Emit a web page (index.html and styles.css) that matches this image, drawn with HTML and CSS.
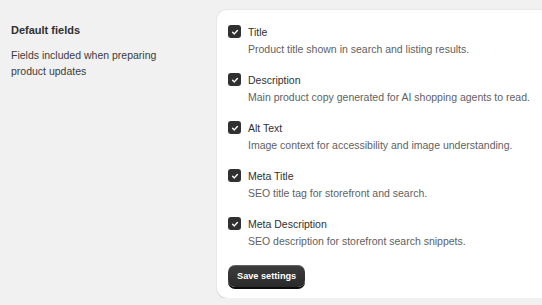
FILE: index.html
```html
<!DOCTYPE html>
<html lang="en">
<head>
    <meta charset="UTF-8">
    <meta name="viewport" content="width=device-width, initial-scale=1.0">
    <title>Default fields</title>
    <link rel="stylesheet" href="styles.css">
</head>
<body>
    <div class="layout">
        <div class="intro">
            <h2 class="intro-title">Default fields</h2>
            <p class="intro-text">Fields included when preparing product updates</p>
        </div>
        <div class="card">
            <div class="field-list">
                <label class="field">
                    <span class="check"><svg viewBox="0 0 12 12" width="12" height="12"><path d="M3.6 6.2l1.7 1.7 3.1-3.4" fill="none" stroke="#fff" stroke-width="1.4" stroke-linecap="round" stroke-linejoin="round"/></svg></span>
                    <span class="field-body">
                        <span class="field-name">Title</span>
                        <span class="field-help">Product title shown in search and listing results.</span>
                    </span>
                </label>
                <label class="field">
                    <span class="check"><svg viewBox="0 0 12 12" width="12" height="12"><path d="M3.6 6.2l1.7 1.7 3.1-3.4" fill="none" stroke="#fff" stroke-width="1.4" stroke-linecap="round" stroke-linejoin="round"/></svg></span>
                    <span class="field-body">
                        <span class="field-name">Description</span>
                        <span class="field-help">Main product copy generated for AI shopping agents to read.</span>
                    </span>
                </label>
                <label class="field">
                    <span class="check"><svg viewBox="0 0 12 12" width="12" height="12"><path d="M3.6 6.2l1.7 1.7 3.1-3.4" fill="none" stroke="#fff" stroke-width="1.4" stroke-linecap="round" stroke-linejoin="round"/></svg></span>
                    <span class="field-body">
                        <span class="field-name">Alt Text</span>
                        <span class="field-help">Image context for accessibility and image understanding.</span>
                    </span>
                </label>
                <label class="field">
                    <span class="check"><svg viewBox="0 0 12 12" width="12" height="12"><path d="M3.6 6.2l1.7 1.7 3.1-3.4" fill="none" stroke="#fff" stroke-width="1.4" stroke-linecap="round" stroke-linejoin="round"/></svg></span>
                    <span class="field-body">
                        <span class="field-name">Meta Title</span>
                        <span class="field-help">SEO title tag for storefront and search.</span>
                    </span>
                </label>
                <label class="field">
                    <span class="check"><svg viewBox="0 0 12 12" width="12" height="12"><path d="M3.6 6.2l1.7 1.7 3.1-3.4" fill="none" stroke="#fff" stroke-width="1.4" stroke-linecap="round" stroke-linejoin="round"/></svg></span>
                    <span class="field-body">
                        <span class="field-name">Meta Description</span>
                        <span class="field-help">SEO description for storefront search snippets.</span>
                    </span>
                </label>
            </div>
            <button class="save-button">Save settings</button>
        </div>
    </div>
</body>
</html>
```

FILE: styles.css
```css
body {
    margin: 0;
    background-color: #f1f1f1;
    font-family: "Liberation Sans", Arial, sans-serif;
    color: #303030;
    overflow: hidden;
}
.layout {
    display: flex;
    align-items: flex-start;
    padding-top: 10px;
    width: 620px;
}
.intro {
    width: 170px;
    padding: 12px 36px 0 11px;
    flex-shrink: 0;
}
.intro-title {
    margin: 0;
    font-size: 11px;
    font-weight: 700;
    line-height: 16px;
}
.intro-text {
    margin: 10px 0 0 0;
    font-size: 10.5px;
    line-height: 15.5px;
    color: #3c3c3c;
}
.card {
    width: 380px;
    background-color: #ffffff;
    border-radius: 10px;
    padding: 14px 11px 11px 11px;
    box-shadow: 0 1px 0 #d4d4d4, 0 0 0 1px #e8e8e8;
}
.field-list {
    display: flex;
    flex-direction: column;
    gap: 15px;
}
.field {
    display: flex;
    align-items: flex-start;
    gap: 7px;
}
.check {
    width: 13px;
    height: 13px;
    margin-top: 1px;
    border-radius: 3px;
    background-color: #303030;
    display: flex;
    align-items: center;
    justify-content: center;
    flex-shrink: 0;
}
.field-body {
    display: flex;
    flex-direction: column;
    gap: 1px;
}
.field-name {
    font-size: 10.5px;
    line-height: 16px;
}
.field-help {
    font-size: 10.5px;
    line-height: 16px;
    color: #616161;
}
.save-button {
    margin-top: 16px;
    height: 22px;
    padding: 0 9px;
    border: none;
    border-radius: 7px;
    font-family: inherit;
    font-size: 9.2px;
    font-weight: 700;
    color: #ffffff;
    background: linear-gradient(#3d3d3d, #2a2a2a);
    box-shadow: inset 0 1px 0 rgba(255, 255, 255, 0.2), 0 2px 0 #0d0d0d;
    cursor: pointer;
}
```
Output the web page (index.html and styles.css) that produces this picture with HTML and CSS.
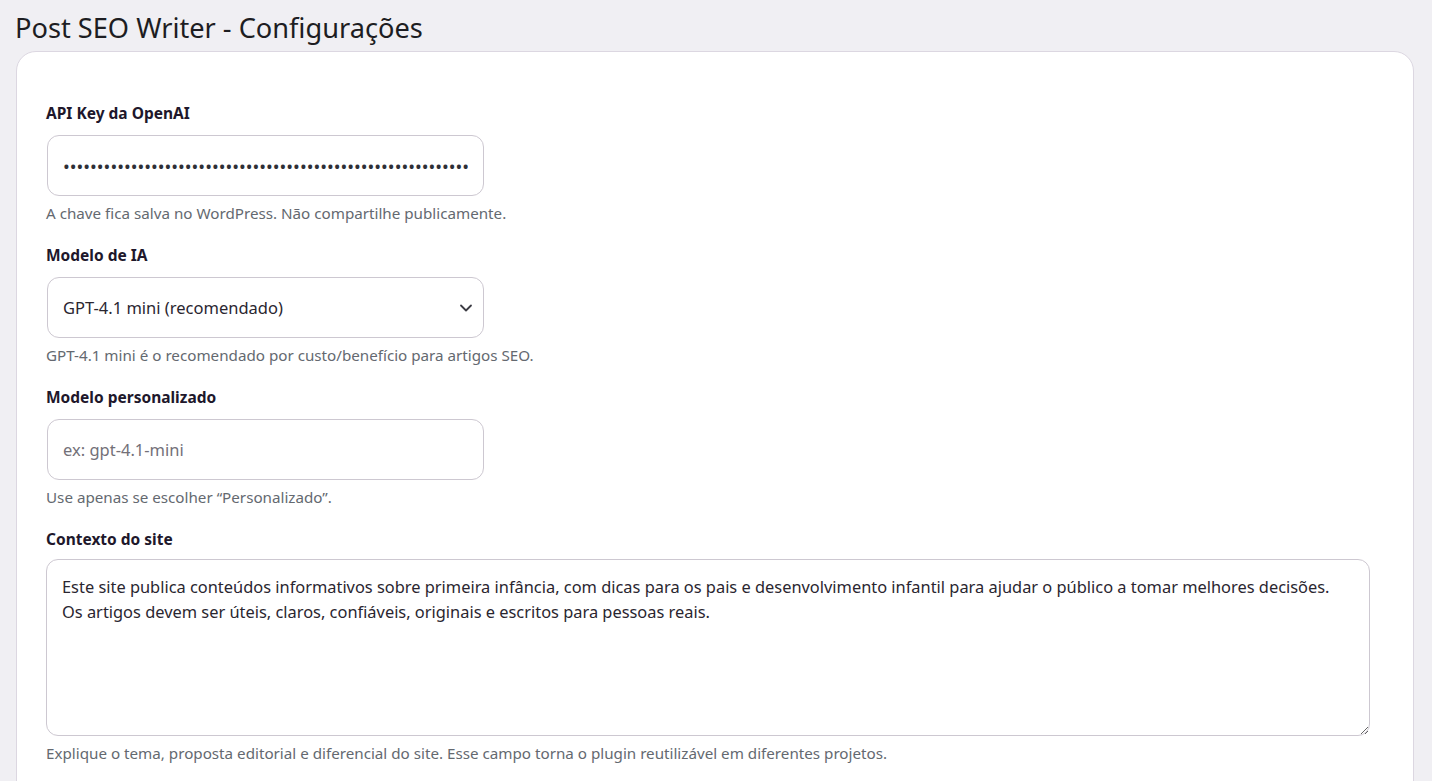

» What you are asked to do: All of the records need repeating exactly, except for the pictures.

» Response to the task:
Emit a web page (index.html and styles.css) that matches this image, drawn with HTML and CSS.
FILE: index.html
```html
<!DOCTYPE html>
<html lang="en">
<head>
    <meta charset="UTF-8">
    <meta name="viewport" content="width=device-width, initial-scale=1.0">
    <title>Default fields</title>
    <link rel="stylesheet" href="styles.css">
</head>
<body>
    <div class="layout">
        <div class="intro">
            <h2 class="intro-title">Default fields</h2>
            <p class="intro-text">Fields included when preparing product updates</p>
        </div>
        <div class="card">
            <div class="field-list">
                <label class="field">
                    <span class="check"><svg viewBox="0 0 12 12" width="12" height="12"><path d="M3.6 6.2l1.7 1.7 3.1-3.4" fill="none" stroke="#fff" stroke-width="1.4" stroke-linecap="round" stroke-linejoin="round"/></svg></span>
                    <span class="field-body">
                        <span class="field-name">Title</span>
                        <span class="field-help">Product title shown in search and listing results.</span>
                    </span>
                </label>
                <label class="field">
                    <span class="check"><svg viewBox="0 0 12 12" width="12" height="12"><path d="M3.6 6.2l1.7 1.7 3.1-3.4" fill="none" stroke="#fff" stroke-width="1.4" stroke-linecap="round" stroke-linejoin="round"/></svg></span>
                    <span class="field-body">
                        <span class="field-name">Description</span>
                        <span class="field-help">Main product copy generated for AI shopping agents to read.</span>
                    </span>
                </label>
                <label class="field">
                    <span class="check"><svg viewBox="0 0 12 12" width="12" height="12"><path d="M3.6 6.2l1.7 1.7 3.1-3.4" fill="none" stroke="#fff" stroke-width="1.4" stroke-linecap="round" stroke-linejoin="round"/></svg></span>
                    <span class="field-body">
                        <span class="field-name">Alt Text</span>
                        <span class="field-help">Image context for accessibility and image understanding.</span>
                    </span>
                </label>
                <label class="field">
                    <span class="check"><svg viewBox="0 0 12 12" width="12" height="12"><path d="M3.6 6.2l1.7 1.7 3.1-3.4" fill="none" stroke="#fff" stroke-width="1.4" stroke-linecap="round" stroke-linejoin="round"/></svg></span>
                    <span class="field-body">
                        <span class="field-name">Meta Title</span>
                        <span class="field-help">SEO title tag for storefront and search.</span>
                    </span>
                </label>
                <label class="field">
                    <span class="check"><svg viewBox="0 0 12 12" width="12" height="12"><path d="M3.6 6.2l1.7 1.7 3.1-3.4" fill="none" stroke="#fff" stroke-width="1.4" stroke-linecap="round" stroke-linejoin="round"/></svg></span>
                    <span class="field-body">
                        <span class="field-name">Meta Description</span>
                        <span class="field-help">SEO description for storefront search snippets.</span>
                    </span>
                </label>
            </div>
            <button class="save-button">Save settings</button>
        </div>
    </div>
</body>
</html>
```

FILE: styles.css
```css
body {
    margin: 0;
    background-color: #f1f1f1;
    font-family: "Liberation Sans", Arial, sans-serif;
    color: #303030;
    overflow: hidden;
}
.layout {
    display: flex;
    align-items: flex-start;
    padding-top: 10px;
    width: 620px;
}
.intro {
    width: 170px;
    padding: 12px 36px 0 11px;
    flex-shrink: 0;
}
.intro-title {
    margin: 0;
    font-size: 11px;
    font-weight: 700;
    line-height: 16px;
}
.intro-text {
    margin: 10px 0 0 0;
    font-size: 10.5px;
    line-height: 15.5px;
    color: #3c3c3c;
}
.card {
    width: 380px;
    background-color: #ffffff;
    border-radius: 10px;
    padding: 14px 11px 11px 11px;
    box-shadow: 0 1px 0 #d4d4d4, 0 0 0 1px #e8e8e8;
}
.field-list {
    display: flex;
    flex-direction: column;
    gap: 15px;
}
.field {
    display: flex;
    align-items: flex-start;
    gap: 7px;
}
.check {
    width: 13px;
    height: 13px;
    margin-top: 1px;
    border-radius: 3px;
    background-color: #303030;
    display: flex;
    align-items: center;
    justify-content: center;
    flex-shrink: 0;
}
.field-body {
    display: flex;
    flex-direction: column;
    gap: 1px;
}
.field-name {
    font-size: 10.5px;
    line-height: 16px;
}
.field-help {
    font-size: 10.5px;
    line-height: 16px;
    color: #616161;
}
.save-button {
    margin-top: 16px;
    height: 22px;
    padding: 0 9px;
    border: none;
    border-radius: 7px;
    font-family: inherit;
    font-size: 9.2px;
    font-weight: 700;
    color: #ffffff;
    background: linear-gradient(#3d3d3d, #2a2a2a);
    box-shadow: inset 0 1px 0 rgba(255, 255, 255, 0.2), 0 2px 0 #0d0d0d;
    cursor: pointer;
}
```
Output the web page (index.html and styles.css) that produces this picture with HTML and CSS.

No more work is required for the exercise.